Peter Ablinger (c) Siegrid Ablinger

Dieser Ausblick kann nur ein paar Höhepunkte von Wien Modern 2019 beleuchten, bereits das sprengt fast den Rahmen eines noch lesbaren Artikels. Auch Bernhard Günther konnte bei der Pressekonferenz nur mehr kursorisch weitere „Highlights“ auflisten, so das Abschlusskonzert der Wiener Symphoniker am 30.11.mit Musik von Mark Andre mit Jörg Widmann als Klarinettensolist, einem „maximalistischen“ Orgelkonzert von Peter Eötvös und Peter Ablingers „sprechendem“ Orchester („Wachstum.
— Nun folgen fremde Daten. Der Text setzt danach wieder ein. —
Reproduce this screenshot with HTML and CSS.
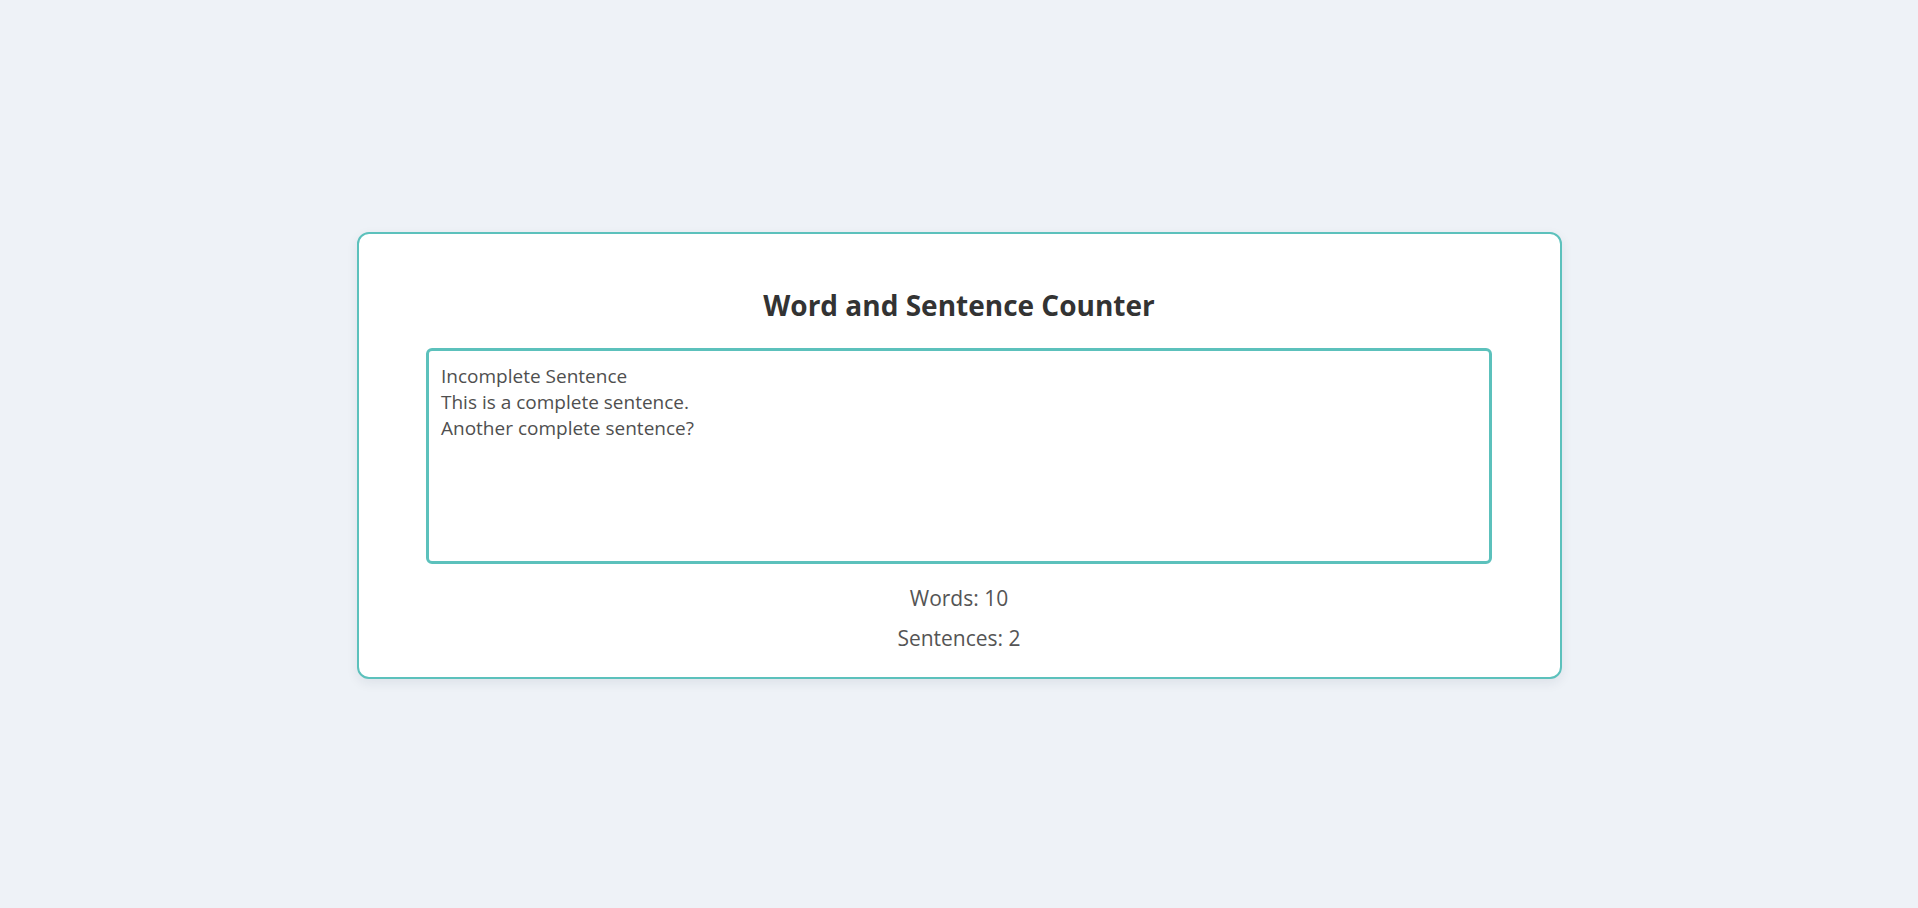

Massenmord“). Weitere Stationen sind etwa Bernhard Langs „Der Reigen“ (nach Arthur Schnitzler) mit der Neuen Oper Wien im Museumsquartier (ab 12. November), „Danza Permanente“ von DD Dorvilier mit Harfenistin Zeena Parkins im Tanzquartier (21.11.), choreografierte Museumsauftritte der Company of Music mit 12 SängerInnen im Kunshistorischen Museum (23.11.), weitere Komposition/Tanzperformances („@solo.tänze. Clemens Gadenstätter + Rose Breuss“ im Studio Molière am 23.11., „Land of the Flats“, Choreografische Komposition von Jorge Sánchez-Chiong und der Choreografie von Brigitte Wilfing im Reaktor am 24., 25.11.). Für Wien Modern muss man sich also viel Zeit nehmen!